● **Raw data**:

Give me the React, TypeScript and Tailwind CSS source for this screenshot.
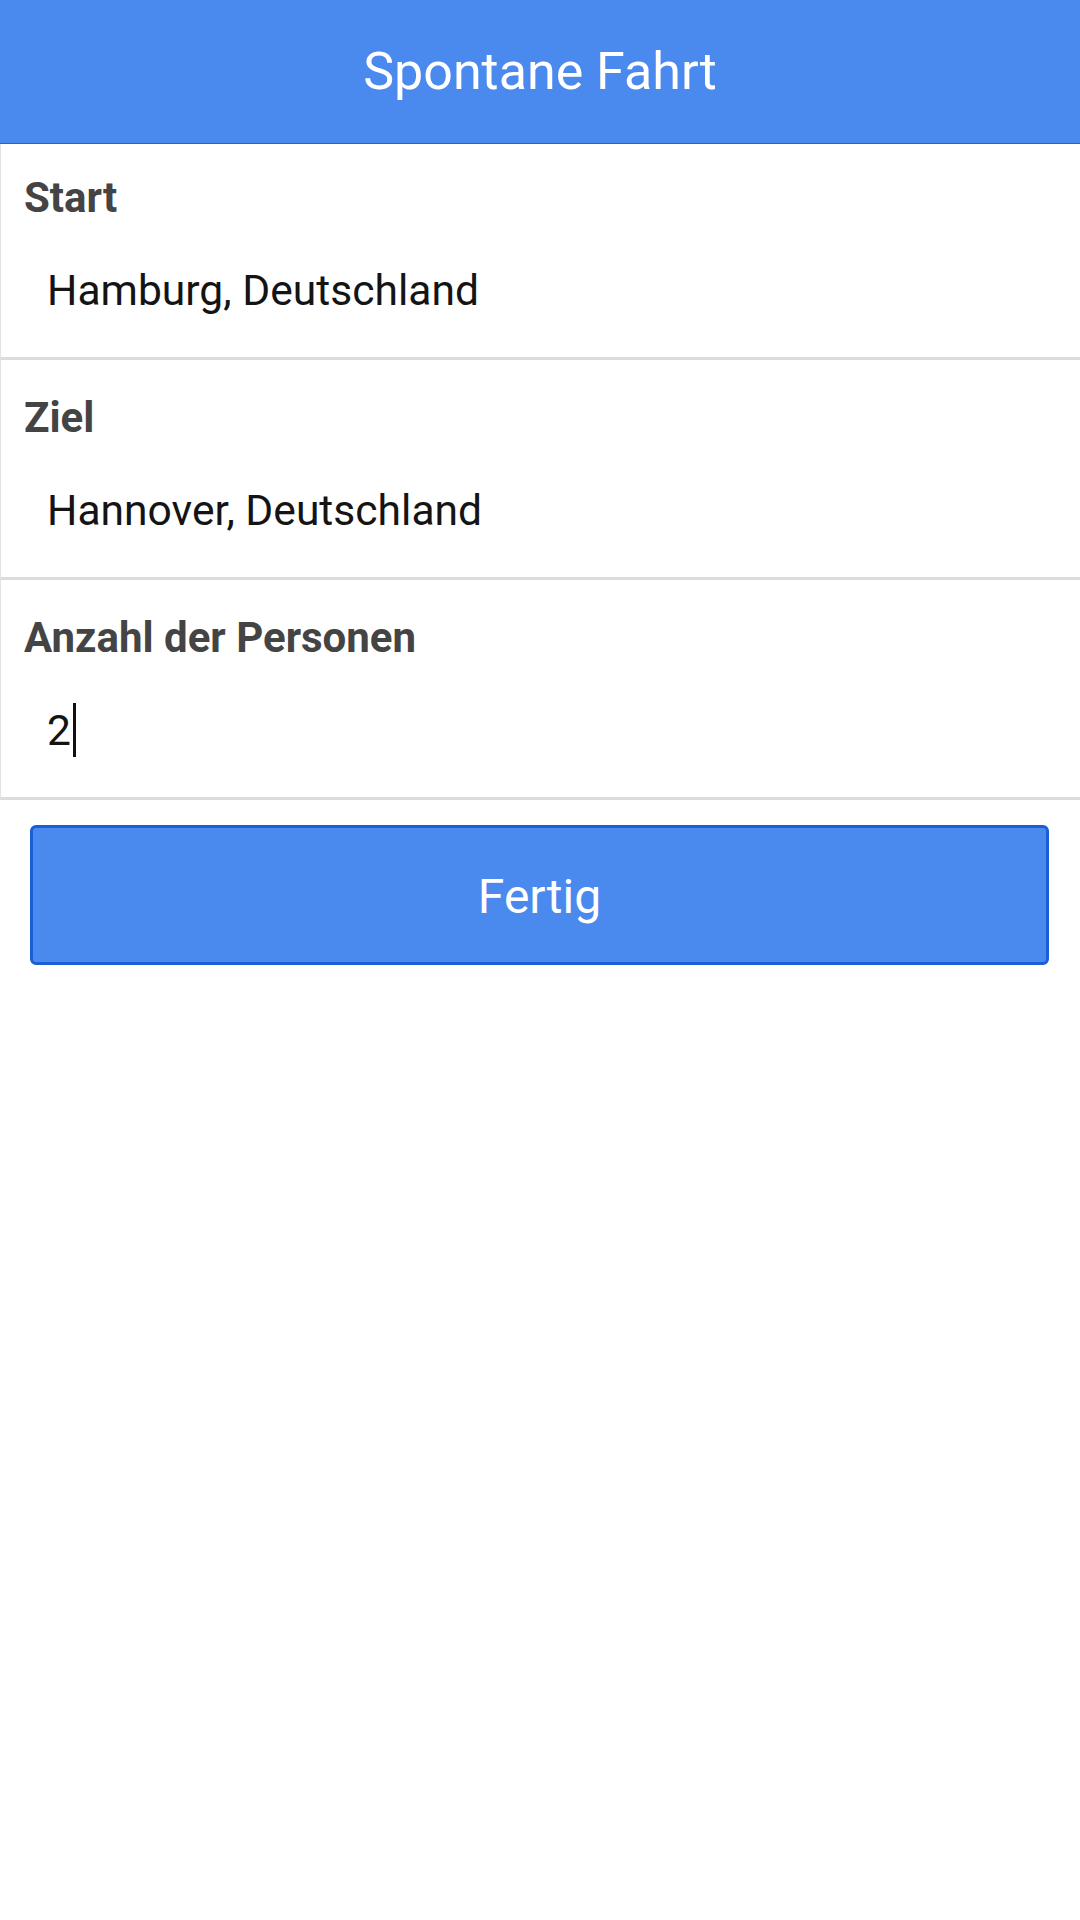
import React from "react";

interface FieldProps {
  label: string;
  value: string;
  first?: boolean;
  caret?: boolean;
}

const Field: React.FC<FieldProps> = ({ label, value, first, caret }) => {
  return (
    <div
      className={`border-l border-l-[#e2e2e2] border-b-[3px] border-b-[#dcdcdc] pb-[43px] ${
        first ? "pt-[30px]" : "pt-[34px]"
      }`}
    >
      <div className="pl-[23px] text-[42px] leading-[48px] font-bold text-[#444444]">
        {label}
      </div>
      <div className="mt-[44px] pl-[46px] text-[42.6px] leading-[48px] text-[#141414] h-[48px] whitespace-nowrap">
        {value}
        {caret && (
          <span className="inline-block w-[3px] h-[54px] -mt-[6px] ml-[2px] bg-[#111111] align-[-12px]" />
        )}
      </div>
    </div>
  );
};

export default function App() {
  return (
    <div className="w-[1080px] min-h-[1920px] bg-white font-['Roboto',_'Noto_Sans',_sans-serif]">
      {/* Header */}
      <div className="h-[144px] bg-[#4a89ed] border-b-[1.5px] border-b-[#1f63d6] flex items-center justify-center">
        <h1 className="text-[52px] leading-[60px] text-white font-normal">Spontane Fahrt</h1>
      </div>

      {/* Fields */}
      <div>
        <Field label="Start" value="Hamburg, Deutschland" first />
        <Field label="Ziel" value="Hannover, Deutschland" />
        <Field label="Anzahl der Personen" value="2" caret />
      </div>

      {/* Button */}
      <div className="pl-[30px] pr-[31px] pt-[25px]">
        <button className="w-full h-[140px] pt-[3px] rounded-[6px] bg-[#4a89ed] border-[3px] border-[#1a5fd6] text-white text-[48px] leading-[52px] font-normal">
          Fertig
        </button>
      </div>
    </div>
  );
}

● **Exercise details**: Extract every line of the data exactly; pictures stay out.

● **Task solution**:
Give me the React, TypeScript and Tailwind CSS source for this screenshot.
import React from "react";

interface FieldProps {
  label: string;
  value: string;
  first?: boolean;
  caret?: boolean;
}

const Field: React.FC<FieldProps> = ({ label, value, first, caret }) => {
  return (
    <div
      className={`border-l border-l-[#e2e2e2] border-b-[3px] border-b-[#dcdcdc] pb-[43px] ${
        first ? "pt-[30px]" : "pt-[34px]"
      }`}
    >
      <div className="pl-[23px] text-[42px] leading-[48px] font-bold text-[#444444]">
        {label}
      </div>
      <div className="mt-[44px] pl-[46px] text-[42.6px] leading-[48px] text-[#141414] h-[48px] whitespace-nowrap">
        {value}
        {caret && (
          <span className="inline-block w-[3px] h-[54px] -mt-[6px] ml-[2px] bg-[#111111] align-[-12px]" />
        )}
      </div>
    </div>
  );
};

export default function App() {
  return (
    <div className="w-[1080px] min-h-[1920px] bg-white font-['Roboto',_'Noto_Sans',_sans-serif]">
      {/* Header */}
      <div className="h-[144px] bg-[#4a89ed] border-b-[1.5px] border-b-[#1f63d6] flex items-center justify-center">
        <h1 className="text-[52px] leading-[60px] text-white font-normal">Spontane Fahrt</h1>
      </div>

      {/* Fields */}
      <div>
        <Field label="Start" value="Hamburg, Deutschland" first />
        <Field label="Ziel" value="Hannover, Deutschland" />
        <Field label="Anzahl der Personen" value="2" caret />
      </div>

      {/* Button */}
      <div className="pl-[30px] pr-[31px] pt-[25px]">
        <button className="w-full h-[140px] pt-[3px] rounded-[6px] bg-[#4a89ed] border-[3px] border-[#1a5fd6] text-white text-[48px] leading-[52px] font-normal">
          Fertig
        </button>
      </div>
    </div>
  );
}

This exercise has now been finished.